O Portão de Brandemburgo, antes também do lado oriental e com o antigo muro bem perto de suas colunas, foi renovado e restaurado. Suas portas unem o centro histórico da cidade ao Tiergarten, o grande parque da cidade. É símbolo de Berlim desde 1848, quando Napoleão, vitorioso, desfilou pela Alemanha. A passagem é livre para pedestres, mas os carros precisam desviar do portão. Está ao lado do Reichstag, o Parlamento Federal Alemão, que também foi revitalizado e reinaugurado em 1999.
Nessa mesma parte da cidade, encontramos a Unter den Linden, a principal avenida de Berlim leste, com mais de 250 anos e com construções famosas como a Ópera Estatal, a embaixada russa, o museu histórico, a Universidade Humboldt, o museu Guggenheim de Berlim e o Berliner Dom, entre outras. Também nessa região temos a torre de TV, ponto mais alto de Berlim e umas das torres mais altas do mundo, com uma vista incrível da cidade. São mais de 200 m de altura e lá de cima dá para compreender melhor a complexa reunião das duas partes: oriental e ocidental; prédios populares de um lado e arquitetura requintada do outro.

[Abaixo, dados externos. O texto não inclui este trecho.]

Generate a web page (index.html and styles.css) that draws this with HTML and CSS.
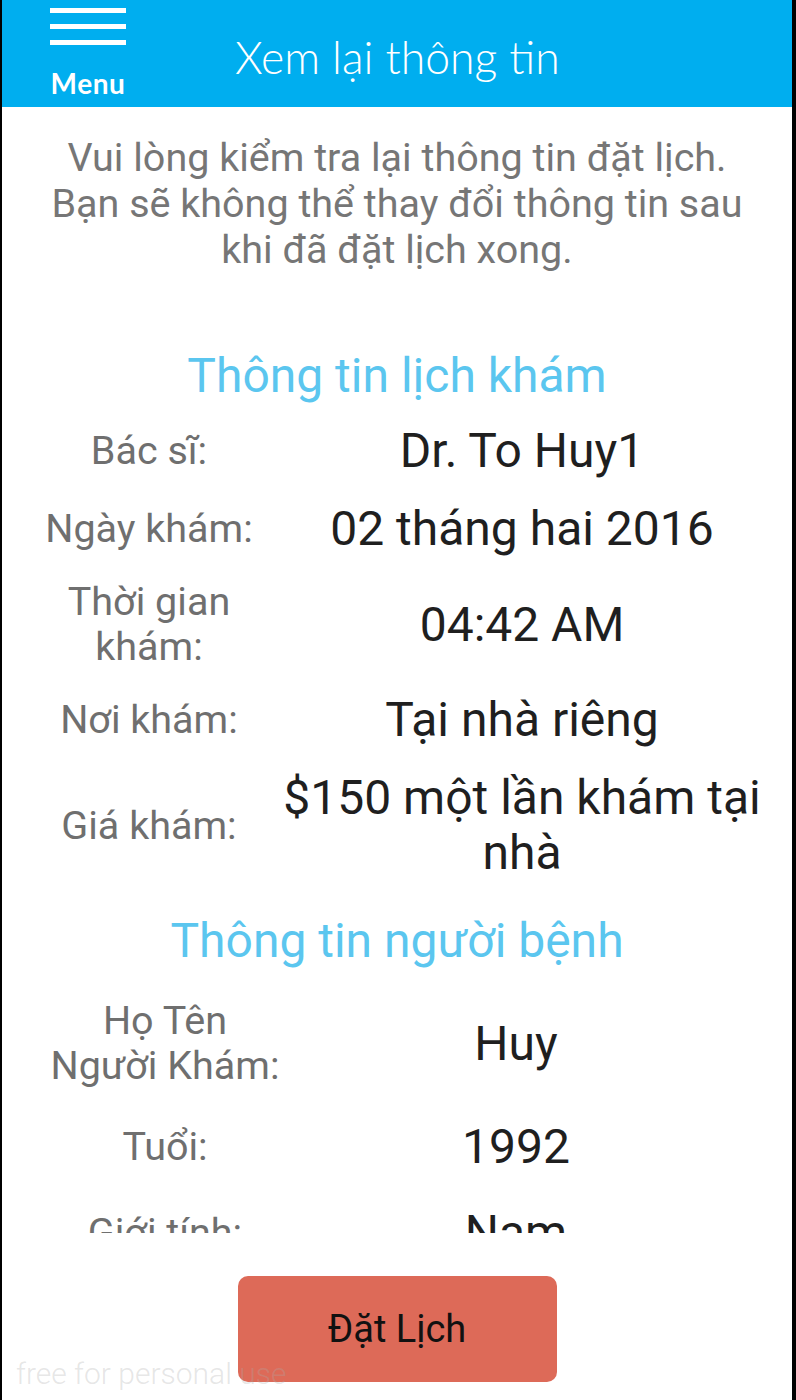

As obras não param e diante dos nossos olhos se ergue uma cidade cosmopolita, ao lado do rio Speer, com muita gente pelas ruas.
Salsichas e modernidade
O alemão continua comendo salsichões e tomando cerveja morna. Essas tradições não estão sendo reformadas. Fora isso, Berlim é a maior cidade da Alemanha, com uma população de 3,4 milhões de pessoas, com aproximadamente 435 mil estrangeiros, vindos de 185 países diferentes, que mantêm residência fixa na cidade e, obviamente, somam suas riquezas culturais às dos alemães.
O comércio em torno da queda do muro está por toda a parte – por somente dois euros são vendidos pedaços do muro, passaporte com vistos carimbados no Checkpoint Charlie, símbolos do comunismo em broches e chaveiros. Há ambulantes em todos os pontos turísticos de Berlim. Tudo misturado com as famosas sandálias alemãs Birkenstock, que também estão por todos os lados e são vendidas por 40 euros, em média.
Nas ruas, os carros de tecnologia alemã dominam – Mercedes, Audis e BMWs. Estradas sem limite de velocidade, sem pedágios e sem buracos. Para nenhum Schumacher reclamar!
O muro? Seguem lá alguns trechos, pichados e quebrados, para que nunca mais seja esquecida a amargura em que viveu Berlim durante tantos anos. Também pelo chão, em diversos pontos da cidade, encontram-se as marcas por onde passava o muro antigamente.
Em agosto deste ano, aconteceu o Mundial de Atletismo de Berlim, no mítico estádio olímpico da capital alemã, marcado pelos Jogos Olímpicos de 1936 durante o regime nazista. Na ocasião, Hitler queria provar a supremacia da raça ariana. Hoje, o jamaicano Usain Bolt mostrou ser o melhor corredor do mundo e ganhou uma homenagem especial: seu retrato em um pedaço do velho muro.
Fotos da história do muro e de como tudo começou e terminou estão espalhadas como verdadeiros museus ao ar livre. Painéis contam a história de Hitler, do holocausto, da Segunda Guerra, da Guerra Fria, da construção do muro, da sua queda há 20 anos, de como está Berlim hoje e como será daqui há alguns anos mais. E com certeza, não será essa Berlim de hoje. São mutações constantes que transformarão a cidade em outra, como vem acontecendo. Conhecer e estar em Berlim é sempre uma surpresa.